Carta aos bigodes mui pretos em cima de sorrisos mui extraterrestres



Caro senhor vaqueiro,

Como tem estado? Passei os últimos dias com lembranças teimosas na cabeça. Daquelas lembranças sensoriais demais, que têm cheiros, sons e comichões espalhadas pelo corpo; elas vêm, se vão, voltam, somem, dão lugar a outras, gritam e eu me rendo. Mas espero que tenha estado bem.
Suas botinas duras, repletas de barro e impiedosamente surradas estão aqui. Assim como as cabaças amigas e velhas e os chapéus, bonés e toucas que se puseram por longos anos a mistificar sua careca vistosa, mas nem um pouco grisalha. Tudo isso está aqui e tudo me traz à mente imagens de um campo vasto, de animais robustos, ventania calmíssima, céu limpinho e canto de curiós.
Eu sinto falta, sinto muita falta de como era antes, de poder correr até o senhor atrás de conforto ou simplesmente calor. Falando nisso, nunca senti tanto frio, acho que não sou só eu, mas só posso falar por mim. Entende? Claro que entende.
Mas um belo instrumento é o acordeom, não é? Sanfona, como a gente costuma chamar por aqui. Pena que o tempo trouxe fadigas pra ti, e trouxe pra mim, dessa maneira. Tenho vontade de aprender a tocá-lo, como se fosse um jeito de estar mais perto. Mas você, cansado e decidido, já me ensinaste a afinar a meia dúzia de cordas de um velho violão; basta, pra mim, que eu carregue isso como um legado, uma herança, um orgulho indizível.
Outro dia descobri que não é possível encontrar outra pessoa como você. Sempre soube, mas a cada dia que passa, um pedaço maior de certeza me acerta na cara. Por que é que me permitiram estar tão curto tempo ao seu lado? Vai saber...
É sorte desse tal deus eu não acreditar muito nele. Porque, se eu acreditasse, ah, ele se veria comigo. Tanta gente ruim por aí, tanta lesma e erva daninha no jardim celeste, e ele fica se ocupando em dar doença para gente bacana e de valor como você? E depois ele vem me falar de pecado e que coisas ruins, só com O coisa ruim. Acho que isso não passa de crise de identidade: ele é O coisa ruim. Tudo bem, tudo bem, eu não acredito nele, mas não tinha ninguém mais pra xingar...

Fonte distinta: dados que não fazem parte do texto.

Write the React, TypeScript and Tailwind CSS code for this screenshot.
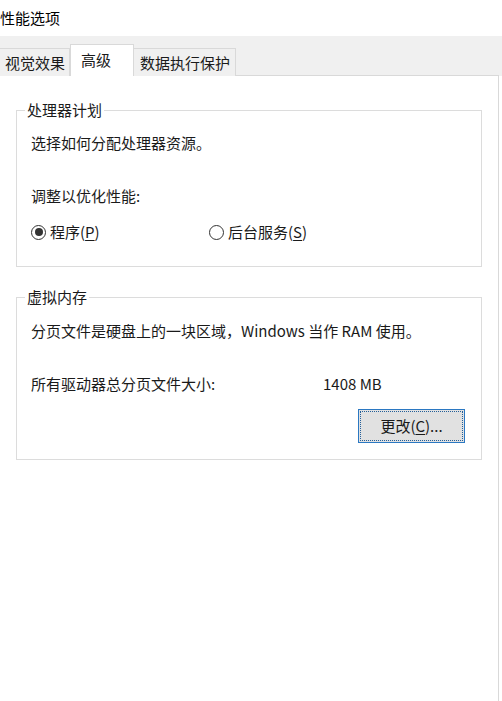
const font = "font-['Microsoft_YaHei','Noto_Sans_CJK_SC',sans-serif]";

const Radio = ({ checked, label, hotkey }: { checked: boolean; label: string; hotkey: string }) => (
  <div className="flex items-center gap-[4px]">
    <span className="flex h-[15px] w-[15px] items-center justify-center rounded-full border border-[#333] bg-white">
      {checked && <span className="h-[8px] w-[8px] rounded-full bg-[#333]" />}
    </span>
    <span>
      {label}(<span className="underline underline-offset-2">{hotkey}</span>)
    </span>
  </div>
);

const GroupBox = ({ title, className, children }: { title: string; className?: string; children: React.ReactNode }) => (
  <fieldset className={`mx-[16px] w-[466px] border border-[#dcdcdc] ${className ?? ""}`}>
    <legend className="ml-[8px] px-[2px] leading-[20px]">{title}</legend>
    {children}
  </fieldset>
);

const App = () => {
  return (
    <div className={`h-[701px] w-[502px] overflow-hidden bg-white text-[15px] leading-[20px] text-[#1a1a1a] ${font}`}>
      {/* title bar */}
      <div className="flex h-[36px] items-center">
        <span className="text-black">性能选项</span>
      </div>

      {/* tab strip */}
      <div className="flex h-[40px] items-end bg-[#f0f0f0]">
        <div className="-ml-px flex h-[28px] w-[71px] items-center border border-b-0 border-[#d9d9d9] pl-[5px]">视觉效果</div>
        <div className="flex h-[32px] w-[64px] items-center border border-b-0 border-[#d9d9d9] bg-white pb-[2px] pl-[10px]">高级</div>
        <div className="flex h-[28px] w-[102px] items-center border-b-0 border-r border-t border-[#d9d9d9] pl-[6px]">数据执行保护</div>
        <div className="h-px w-[263px] bg-[#d9d9d9]" />
      </div>

      {/* page */}
      <div className="flex h-[625px]">
        <div className="w-[499px] border-r border-[#d9d9d9] bg-white pt-[24px]">
          <GroupBox title="处理器计划">
            <div className="px-[14px] pb-[24px] pt-[13px]">
              <p>选择如何分配处理器资源。</p>
              <p className="mt-[33px]">调整以优化性能:</p>
              <div className="mt-[16px] flex">
                <div className="w-[178px]">
                  <Radio checked label="程序" hotkey="P" />
                </div>
                <Radio checked={false} label="后台服务" hotkey="S" />
              </div>
            </div>
          </GroupBox>

          <GroupBox title="虚拟内存" className="mt-[20px]">
            <div className="pb-[16px] pl-[14px] pr-[16px] pt-[14px]">
              <p>分页文件是硬盘上的一块区域，Windows 当作 RAM 使用。</p>
              <div className="mt-[33px] flex">
                <span className="w-[292px]">所有驱动器总分页文件大小:</span>
                <span>1408 MB</span>
              </div>
              <div className="mt-[15px] flex justify-end">
                <button className="h-[34px] w-[107px] border border-[#2b78c2] bg-[#e1e1e1] p-px">
                  <span className="flex h-full w-full items-center justify-center border border-dotted border-[#245f99]">
                    更改(<span className="underline underline-offset-2">C</span>)...
                  </span>
                </button>
              </div>
            </div>
          </GroupBox>
        </div>
        <div className="flex-1 bg-white" />
      </div>
    </div>
  );
};

export default App;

Quero te contar dos meus dias, das minhas descobertas, dos meus medos e daquelas tantas coisas que ficaram pra sempre aqui, entaladas, quando foi embora. Quero ouvir o que tem pra dizer, sempre, pois sempre foram as palavras mais sábias que pude ouvir. Quando será que te vejo de novo? Deve demorar, isso se algum dia calhar que aconteça.
Só que, por mais que isso me incomode, quer dizer, estar longe assim incomode, eu não sou egoísta o bastante para querer atrapalhar o seu descanso. Afinal, nenhum de nós pediu para vir a este mundo, simplesmente aconteceu. E ele é tão ruim, tão feio e sujo em certos lugares, que, às vezes, a gente deseja que não tivesse vindo. Mas isso é uma grande besteira, eu sei e você também sabe que querer nunca ter vindo é besteira. Se essa é a nossa única chance de fazer coisas boas ou de só fazer parte de coisas boas, já basta, já vale toda uma cesta de coisas ruins, feias e sujas.
E por isso fico tranquilo. Porque você fez a sua cota de coisas boas e até as cotas de outras pessoas. Então agora, que chegou ao fim sua existência consciente, pode ir, com toda a paz do mundo, espalhar cada célula, cada átomo do seu outrora bem composto corpo pela terra.
Porque eu ainda te sinto aqui, sabe, e não deve ter nada forte o suficiente pra me fazer deixar de sentir. Porque todas as vezes que eu pensar em bigodes bem pretos cuidados em cima de um sorriso tão bonito como este seu, vou ter certeza que eles são de outro mundo e que vou senti-los até que a minha vez de me espalhar por aí chegue. Porque, senhor vaqueiro, a vida é muito curta e talvez eu nem tenha muito tempo sobrando da minha, mas pode ficar sabendo que não vou parar de escrever pra você.